When fork() is called, a process spawns a child process with shared or duplicated process segments. What that means is that in a program, before fork() is called, there is only one process, or one unit of execution. After fork() returns, there are two processes running concurrently. Since both processes have the same call stack at this point, it looks to each processes as if it had just called fork(). In the parent process, the return value of fork() is the PID of the child process. In the child process, the return value of fork() is 0.

You can see this with a really simple demonstration:

#include <unistd.h>
#include <stdio.h>

int main(){
    pid_t parent = getpid();
    pid_t child = fork();

    if(child != 0){
        printf("I am the parent process. My PID is %dn", parent);
        printf("Parent process terminatingn");
    }
    else{
        printf("I am the child process.
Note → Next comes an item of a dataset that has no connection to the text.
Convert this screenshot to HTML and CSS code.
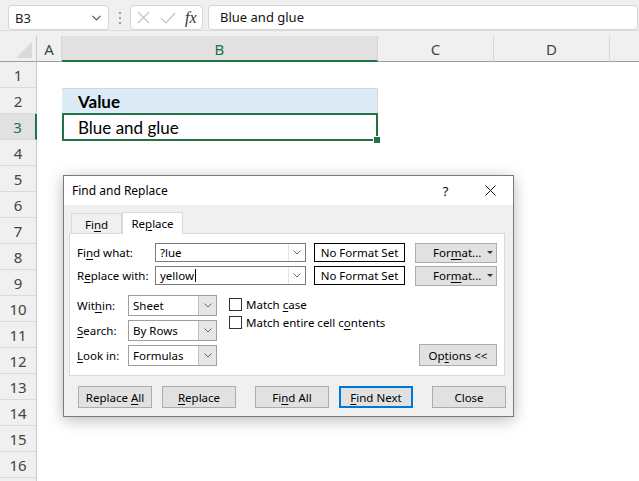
FILE: index.html
```html
<!DOCTYPE html>
<html>
<head>
<meta charset="utf-8">
<link rel="stylesheet" href="styles.css">
</head>
<body>
<div class="app">
  <div class="fbar">
    <div class="namebox"><span>B3</span>
      <svg class="chev" width="9" height="6" viewBox="0 0 9 6"><polyline points="0.5,0.8 4.5,4.8 8.5,0.8" fill="none" stroke="#555" stroke-width="1.2"/></svg>
    </div>
    <div class="grip"><svg width="4" height="14" viewBox="0 0 4 14"><circle cx="2" cy="2" r="1.1" fill="#8a8a8a"/><circle cx="2" cy="7" r="1.1" fill="#8a8a8a"/><circle cx="2" cy="12" r="1.1" fill="#8a8a8a"/></svg></div>
    <div class="fxbox">
      <svg width="13" height="13" viewBox="0 0 13 13"><path d="M1 1 L12 12 M12 1 L1 12" stroke="#c4c4c4" stroke-width="1.2" fill="none"/></svg>
      <svg width="16" height="12" viewBox="0 0 16 12"><polyline points="1,6 6,11 15,1" stroke="#c4c4c4" stroke-width="1.2" fill="none"/></svg>
      <span class="fx">fx</span>
    </div>
    <div class="finput">Blue and glue</div>
  </div>

  <div class="sheet">
    <div class="colhead">
      <div class="corner"><svg width="17" height="16" viewBox="0 0 17 16"><polygon points="16,0 16,16 0,16" fill="#dadada"/></svg></div>
      <div class="ch ca">A</div>
      <div class="ch cb sel-h">B</div>
      <div class="ch cc">C</div>
      <div class="ch cd">D</div>
      <div class="ch ce"></div>
    </div>
    <div class="row"><div class="rh">1</div><div class="cell ca"></div><div class="cell cb"></div></div>
    <div class="row"><div class="rh">2</div><div class="cell ca"></div><div class="cell cb hdr">Value</div></div>
    <div class="row"><div class="rh rh-sel">3</div><div class="cell ca"></div><div class="cell cb active">Blue and glue</div></div>
    <div class="row"><div class="rh">4</div></div>
    <div class="row"><div class="rh">5</div></div>
    <div class="row"><div class="rh">6</div></div>
    <div class="row"><div class="rh">7</div></div>
    <div class="row"><div class="rh">8</div></div>
    <div class="row"><div class="rh">9</div></div>
    <div class="row"><div class="rh">10</div></div>
    <div class="row"><div class="rh">11</div></div>
    <div class="row"><div class="rh">12</div></div>
    <div class="row"><div class="rh">13</div></div>
    <div class="row"><div class="rh">14</div></div>
    <div class="row"><div class="rh">15</div></div>
    <div class="row"><div class="rh">16</div></div>
    <div class="row"><div class="rh"></div></div>
  </div>

  <div class="dlg">
    <div class="title">
      <span class="ttext">Find and Replace</span>
      <span class="tbtn">?</span>
      <span class="tbtn"><svg width="11" height="11" viewBox="0 0 11 11"><path d="M0.5 0.5 L10.5 10.5 M10.5 0.5 L0.5 10.5" stroke="#111" stroke-width="1" fill="none"/></svg></span>
    </div>
    <div class="tabs">
      <div class="tab"><span>Fi<u>n</u>d</span></div>
      <div class="tab on"><span>Re<u>p</u>lace</span></div>
    </div>
    <div class="panel">
      <div class="frow">
        <span class="flabel">Fi<u>n</u>d what:</span>
        <div class="combo"><span class="ctext">?lue</span><span class="cbtn"><svg width="8" height="5" viewBox="0 0 8 5"><polyline points="0.5,0.5 4,4 7.5,0.5" fill="none" stroke="#666" stroke-width="1"/></svg></span></div>
        <div class="nofmt">No Format Set</div>
        <div class="btn fmt"><span>For<u>m</u>at...</span><span class="tri"></span></div>
      </div>
      <div class="frow r2">
        <span class="flabel">R<u>e</u>place with:</span>
        <div class="combo"><span class="ctext">yellow<span class="caret"></span></span><span class="cbtn"><svg width="8" height="5" viewBox="0 0 8 5"><polyline points="0.5,0.5 4,4 7.5,0.5" fill="none" stroke="#666" stroke-width="1"/></svg></span></div>
        <div class="nofmt">No Format Set</div>
        <div class="btn fmt"><span>For<u>m</u>at...</span><span class="tri"></span></div>
      </div>
      <div class="lower">
        <div class="opts">
          <span class="olabel">Wit<u>h</u>in:</span>
          <div class="sel"><span class="stext">Sheet</span><span class="sbtn"><svg width="8" height="5" viewBox="0 0 8 5"><polyline points="0.5,0.5 4,4 7.5,0.5" fill="none" stroke="#666" stroke-width="1"/></svg></span></div>
          <span class="olabel"><u>S</u>earch:</span>
          <div class="sel"><span class="stext">By Rows</span><span class="sbtn"><svg width="8" height="5" viewBox="0 0 8 5"><polyline points="0.5,0.5 4,4 7.5,0.5" fill="none" stroke="#666" stroke-width="1"/></svg></span></div>
          <span class="olabel"><u>L</u>ook in:</span>
          <div class="sel"><span class="stext">Formulas</span><span class="sbtn"><svg width="8" height="5" viewBox="0 0 8 5"><polyline points="0.5,0.5 4,4 7.5,0.5" fill="none" stroke="#666" stroke-width="1"/></svg></span></div>
        </div>
        <div class="checks">
          <div class="chk"><span class="box"></span><span>Match <u>c</u>ase</span></div>
          <div class="chk"><span class="box"></span><span>Match entire cell c<u>o</u>ntents</span></div>
        </div>
        <div class="btn optbtn"><span>Op<u>t</u>ions &lt;&lt;</span></div>
      </div>
    </div>
    <div class="actions">
      <div class="btn act"><span>Replace <u>A</u>ll</span></div>
      <div class="btn act g1"><span><u>R</u>eplace</span></div>
      <div class="btn act g2"><span>Fi<u>n</u>d All</span></div>
      <div class="btn act g1 def"><span><u>F</u>ind Next</span></div>
      <div class="btn act g2"><span>Close</span></div>
    </div>
  </div>
</div>
</body>
</html>
```
FILE: styles.css
```css
* { box-sizing: border-box; margin: 0; padding: 0; }
html, body { width: 639px; height: 481px; overflow: hidden; background: #fff; }
body { font-family: "Noto Sans", "Open Sans", sans-serif; color: #000; }
.app { position: relative; width: 639px; height: 481px; overflow: hidden; background: #fff; }

/* formula bar */
.fbar { height: 31px; background: #f0f0f0; display: flex; align-items: flex-start; padding: 5px 1px 0 8px; border-bottom: 1px solid #dcdcdc; }
.namebox { width: 101px; height: 25px; background: #fff; border: 1px solid #d6d6d6; border-radius: 4px; display: flex; align-items: center; justify-content: space-between; padding: 0 7px 0 6px; font-size: 13px; color: #222; }
.chev { margin-top: 1px; }
.grip { width: 21px; height: 25px; display: flex; align-items: center; justify-content: center; }
.fxbox { width: 73px; height: 25px; background: #fff; border: 1px solid #d6d6d6; border-radius: 4px; display: flex; align-items: center; padding-left: 6px; gap: 10px; }
.fx { font-family: "Liberation Serif", serif; font-style: italic; font-size: 16px; color: #333; margin-left: -1px; }
.finput { flex: 1; height: 25px; margin-left: 5px; background: #fff; border: 1px solid #d6d6d6; border-radius: 4px; padding-left: 11px; font-size: 13px; line-height: 23px; color: #111; }

/* sheet */
.sheet { display: flex; flex-direction: column; }
.colhead { display: flex; height: 31px; background: #f0f0f0; padding-top: 5px; }
.corner { width: 37px; height: 26px; border-right: 1px solid #c8c8c8; border-bottom: 1px solid #9e9e9e; display: flex; justify-content: flex-end; align-items: flex-end; padding: 0 3px 3px 0; }
.ch { height: 26px; border-right: 1px solid #d6d6d6; border-bottom: 1px solid #9e9e9e; font-size: 15px; color: #444; display: flex; align-items: center; justify-content: center; padding-top: 1px; }
.ca { width: 25px; }
.cb { width: 316px; }
.cc { width: 116px; }
.cd { width: 116px; }
.ce { flex: 1; border-right: none; }
.ch.sel-h { background: #e1e1e1; color: #217346; border-bottom: 2px solid #217346; }

.row { display: flex; height: 26px; }
.rh { width: 37px; height: 26px; background: #f0f0f0; border-right: 1px solid #c8c8c8; border-bottom: 1px solid #dadada; font-size: 15px; color: #444; display: flex; align-items: center; justify-content: center; }
.rh-sel { background: #e1e1e1; color: #217346; border-right: 2px solid #217346; width: 37px; }
.cell { height: 26px; font-family: "Lato", "Noto Sans", sans-serif; font-size: 17px; padding-left: 16px; line-height: 27px; }
.cell.hdr { background: #ddebf7; font-weight: bold; border-top: 1px solid #cfd9e3; border-right: 1px solid #cfd9e3; line-height: 25px; }
.cell.active { position: relative; }
.cell.active::after { content: ""; position: absolute; left: 0; top: -1px; right: 0; bottom: -1px; border: 2px solid #217346; }
.cell.active::before { content: ""; position: absolute; right: -3px; bottom: -4px; width: 6px; height: 6px; background: #217346; border: 1px solid #fff; z-index: 2; }

/* dialog */
.dlg { position: absolute; left: 63px; top: 175px; width: 451px; height: 242px; background: #f0f0f0; border: 1px solid #7a7a7a; box-shadow: 0 3px 14px rgba(0,0,0,0.28); font-size: 11.5px; }
.title { height: 29px; background: #fff; display: flex; align-items: center; padding-left: 8px; }
.ttext { flex: 1; font-size: 12px; }
.tbtn { width: 45px; height: 29px; display: flex; align-items: center; justify-content: center; font-size: 13px; }
.tabs { display: flex; align-items: flex-end; height: 28px; padding-left: 7px; }
.tab { width: 51px; height: 20px; border: 1px solid #d9d9d9; border-bottom: none; display: flex; align-items: center; justify-content: center; padding-top: 1px; }
.tab.on { width: 61px; height: 22px; background: #fff; margin-bottom: -1px; position: relative; z-index: 1; padding-top: 0; }
.panel { margin-left: 5px; width: 436px; height: 143px; background: #fff; border: 1px solid #d9d9d9; padding: 9px 7px 0 7px; }
.frow { display: flex; align-items: center; height: 19px; }
.frow.r2 { margin-top: 4px; }
.flabel { width: 78px; white-space: nowrap; }
.combo { width: 151px; height: 19px; border: 1px solid #7a7a7a; display: flex; align-items: stretch; }
.ctext { flex: 1; padding-left: 4px; line-height: 17px; display: flex; align-items: center; }
.caret { display: inline-block; width: 1px; height: 13px; background: #000; margin-left: 1px; }
.cbtn { width: 17px; border-left: 1px solid #e3e3e3; display: flex; align-items: center; justify-content: center; }
.nofmt { width: 91px; height: 19px; margin-left: 8px; border: 1px solid #000; display: flex; align-items: center; justify-content: center; }
.btn { background: #e1e1e1; border: 1px solid #adadad; display: flex; align-items: center; justify-content: center; white-space: pre; }
.fmt { width: 82px; height: 20px; margin-left: 10px; justify-content: flex-start; padding-left: 17px; }
.tri { margin-left: auto; margin-right: 3px; width: 0; height: 0; border-left: 3px solid transparent; border-right: 3px solid transparent; border-top: 3px solid #333; }

.lower { display: flex; margin-top: 10px; }
.opts { display: grid; grid-template-columns: 51px 89px; grid-auto-rows: 21px; row-gap: 4px; align-items: center; }
.sel { height: 21px; border: 1px solid #a0a0a0; display: flex; align-items: stretch; }
.stext { flex: 1; padding-left: 4px; display: flex; align-items: center; }
.sbtn { width: 18px; background: #e6e6e6; border-left: 1px solid #c0c0c0; display: flex; align-items: center; justify-content: center; }
.checks { margin-left: 12px; padding-top: 3px; display: flex; flex-direction: column; gap: 5px; }
.chk { display: flex; align-items: center; height: 13px; white-space: nowrap; }
.box { width: 13px; height: 13px; border: 1px solid #333; background: #fff; margin-right: 4px; }
.optbtn { margin-left: auto; align-self: flex-end; width: 78px; height: 22px; }

.actions { display: flex; margin-top: 10px; padding-left: 14px; }
.act { width: 74px; height: 22px; }
.g1 { margin-left: 10px; }
.g2 { margin-left: 19px; }
.def { border: 2px solid #0078d7; }
u { text-decoration: underline; text-underline-offset: 2px; }
```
My PID is %dn", getpid());
        printf("    My parent's PID is %dn", parent);
        printf("Child process terminatingn");
    }
    return 0;
}

Here’s a sample run on my laptop:

$ gcc -o fork fork.c
$ ./fork
I am the parent process. My PID is 16048
Parent process terminating
I am the child process. My PID is 16049
    My parent's PID is 16048
Child process terminating
$

Note that when you run this, the PIDs will be different. Also, the output is subject to a race condition, so sometimes, the parent process will return to the shell before the child process finished printing, so it might look like this:

$ ./fork
I am the parent process. My PID is 16265
Parent process terminating
$ I am the child process. My PID is 16266
    My parent's PID is 16265
Child process terminating

What’s important to understand is that fork() causes the single process of execution to split into two independent units. Since each process is still spawned from the same program (or source code), the behaviour is the same for both processes. The reason their output differs is only due to the fact that fork() returns different values for parent or children processes.